El Renacimiento y el Barroco ahondaron en amores idealizados, en uniones imposibles, en abandonos dolorosos, terribles. Es que para amar “primero hay que saber sufrir”, como dice el tango. Si no, preguntémosle a los pastores de las Églogas de Garcilaso: Salicio y Nemoroso. Al primero, la mujer no lo registra: “¡Oh más dura que mármol a mis quejas, / y al encendido fuego en que me quemo / más helada que nieve, Galatea!, / estoy muriendo, y aún la vida temo; / témola con razón, pues tú me dejas”. Al segundo, se le muere su gran amor: “Acuérdome, durmiendo aquí alguna hora, / que despertando, a Elisa vi a mi lado. / ¡Oh miserable hado! / ¡Oh tela delicada, / antes de tiempo dada / a los agudos filos de la muerte!”. Por supuesto, el resultado, como dice Garcilaso es entendible: “Nunca pusieran fin al triste lloro /los pastores”. De cuidar ovejas, nada.

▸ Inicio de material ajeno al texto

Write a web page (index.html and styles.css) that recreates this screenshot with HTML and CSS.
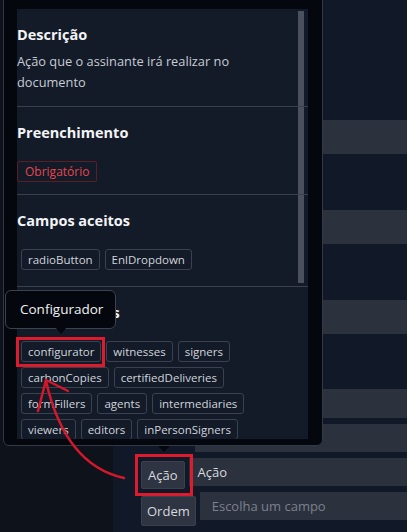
FILE: index.html
```html
<!DOCTYPE html>
<html lang="pt-BR">
<head>
  <meta charset="UTF-8">
  <title>Campo - Ação</title>
  <link rel="stylesheet" href="styles.css">
</head>
<body>

  <div class="page">
    <div class="side"></div>
    <div class="main">
      <div class="band"></div>
      <div class="band"></div>
      <div class="band"></div>
      <div class="band sm"></div>
      <div class="band sm"></div>

      <div class="field-row">
        <span class="addon">Ação</span>
        <div class="input">Ação</div>
      </div>
      <div class="field-row">
        <span class="addon">Ordem</span>
        <div class="input placeholder">Escolha um campo</div>
      </div>
    </div>

    <!-- info popover attached to the "Ação" addon -->
    <div class="popover">
      <div class="popover-body">
        <div class="thumb"></div>

        <div class="section">
          <h3>Descrição</h3>
          <p>Ação que o assinante irá realizar no documento</p>
        </div>

        <div class="section">
          <h3>Preenchimento</h3>
          <div class="badges">
            <span class="badge required">Obrigatório</span>
          </div>
        </div>

        <div class="section">
          <h3>Campos aceitos</h3>
          <div class="tags">
            <span class="tag">radioButton</span>
            <span class="tag">EnlDropdown</span>
          </div>
        </div>

        <div class="section">
          <h3>Papéis aceitos</h3>
          <div class="tags">
            <span class="tag">configurator</span>
            <span class="tag">witnesses</span>
            <span class="tag">signers</span>
            <span class="tag">carbonCopies</span>
            <span class="tag">certifiedDeliveries</span>
            <span class="tag">formFillers</span>
            <span class="tag">agents</span>
            <span class="tag">intermediaries</span>
            <span class="tag">viewers</span>
            <span class="tag">editors</span>
            <span class="tag">inPersonSigners</span>
          </div>
        </div>

        <div class="section">
          <h3>Observações</h3>
          <p>Selecione o papel do assinante para este campo</p>
        </div>
      </div>
      <span class="popover-arrow"></span>
    </div>

    <!-- tooltip over the "configurator" tag -->
    <div class="tooltip">Configurador</div>

    <!-- highlights -->
    <div class="mark mark-tag"></div>
    <div class="mark mark-addon"></div>

    <svg class="pointer" width="407" height="532" viewBox="0 0 407 532">
      <path d="M124 478 Q65 465 46 381" />
      <path d="M46 380 L38 411" />
      <path d="M46 380 L68 391" />
    </svg>
  </div>

</body>
</html>
```

FILE: styles.css
```css
body {
  margin: 0;
  background-color: #111827;
  font-family: "Open Sans", "Noto Sans", Arial, sans-serif;
  color: #d1d5db;
  overflow: hidden;
}
.page {
  position: relative;
  display: flex;
  width: 407px;
  height: 532px;
}
.side {
  width: 113px;
  background-color: #0d121b;
}
.main {
  flex: 1;
  padding: 120px 0 0 28px;
}
.band {
  height: 34px;
  margin: 0 0 56px 54px;
  background-color: #2b313d;
}
.band:nth-child(3) {
  margin-bottom: 55px;
}
.band.sm {
  height: 29px;
  margin-bottom: 6px;
}
.band.sm + .band.sm {
  height: 28px;
}
.field-row {
  display: flex;
  gap: 4px;
  height: 28px;
  margin-bottom: 6px;
}
.addon {
  display: flex;
  align-items: center;
  padding: 0 6px;
  margin-top: 3px;
  height: 28px;
  background-color: #2e3441;
  border: 1px solid #3a404d;
  border-radius: 2px;
  font-size: 13px;
  color: #d6d9df;
  box-sizing: border-box;
}
.field-row + .field-row .addon {
  margin-top: 4px;
  height: 30px;
  padding: 0 5px;
}
.input {
  flex: 1;
  display: flex;
  align-items: center;
  padding-left: 9px;
  background-color: #2b313d;
  font-size: 13px;
  color: #d6d9df;
}
.input.placeholder {
  padding-left: 12px;
  color: #7b818d;
}

/* popover */
.popover {
  position: absolute;
  left: 3px;
  top: -10px;
  width: 320px;
  height: 456px;
  box-sizing: border-box;
  padding: 18px 14px 6px 13px;
  background-color: #04070e;
  border: 1px solid #343a45;
  border-radius: 6px;
}
.popover-arrow {
  position: absolute;
  left: 154px;
  bottom: -7px;
  width: 0;
  height: 0;
  border-left: 6px solid transparent;
  border-right: 6px solid transparent;
  border-top: 6px solid #04070e;
}
.popover-body {
  position: relative;
  height: 100%;
  overflow: hidden;
  background-color: #131a28;
}
.thumb {
  position: absolute;
  right: 4px;
  top: 2px;
  width: 6px;
  height: 272px;
  background-color: #4a505c;
}
.section {
  position: relative;
  padding: 14px 0 13px;
  border-bottom: 1px solid #3a404c;
}
.section h3 {
  margin: 0 0 4px;
  font-size: 14.5px;
  line-height: 24px;
  font-weight: 700;
  color: #f3f4f6;
}
.section p {
  margin: 0;
  padding-right: 14px;
  font-size: 12.8px;
  line-height: 21px;
  color: #c8ccd4;
}
.badges {
  display: flex;
  margin: 16px 0 -1px;
}
.badge {
  padding: 0 7px;
  font-size: 12px;
  line-height: 19px;
  border: 1px solid #5a1e27;
  border-radius: 2px;
}
.badge.required {
  color: #e5484d;
}
.tags {
  display: flex;
  flex-wrap: wrap;
  gap: 5px;
  margin: 16px 0 3px;
  padding: 0 24px 0 4px;
}
.tag {
  padding: 0 6px;
  font-size: 11.5px;
  line-height: 19px;
  color: #d1d5db;
  border: 1px solid #3b4150;
  border-radius: 3px;
}

/* tooltip */
.tooltip {
  position: absolute;
  left: 5px;
  top: 290px;
  width: 111px;
  height: 39px;
  box-sizing: border-box;
  padding-left: 14px;
  line-height: 37px;
  font-size: 13.5px;
  color: #f2f2f2;
  background-color: #04070e;
  border: 1px solid #3d424d;
  border-radius: 6px;
}
.tooltip::after {
  content: "";
  position: absolute;
  left: 50px;
  bottom: -6px;
  border-left: 5px solid transparent;
  border-right: 5px solid transparent;
  border-top: 6px solid #04070e;
}

.mark {
  position: absolute;
  border: 3px solid #dc1b2c;
  box-sizing: border-box;
}
.mark-tag {
  left: 16px;
  top: 337px;
  width: 89px;
  height: 30px;
}
.mark-addon {
  left: 135px;
  top: 454px;
  width: 58px;
  height: 42px;
}
.pointer {
  position: absolute;
  left: 0;
  top: 0;
  fill: none;
  stroke: #d3182b;
  stroke-width: 2.5;
  stroke-linecap: round;
}
```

Como si no bastara tanto sufrimiento, viene el Romanticismo para mostrarnos que el amor es un desencuentro constante, que cuando se consuma no dura, que si dura provoca dolor, que viene con los celos, con el engaño…, aunque hay momentos más relajados, como vemos en esta rima de Gustavo Adolfo Bécquer: “Hoy la tierra y los cielos me sonríen; / hoy llega al fondo de mi alma el sol; / hoy la he visto…, la he visto y me ha mirado… / ¡Hoy creo en Dios!”.
Hay cientos de poemas, novelas, cuentos y obras de teatro donde el amor protagoniza historias que nos atrapan y nos seguirán atrapando a pesar del padecimiento de sus protagonistas. Afortunadamente, en la vida, no todo amor duele, ¿o sí?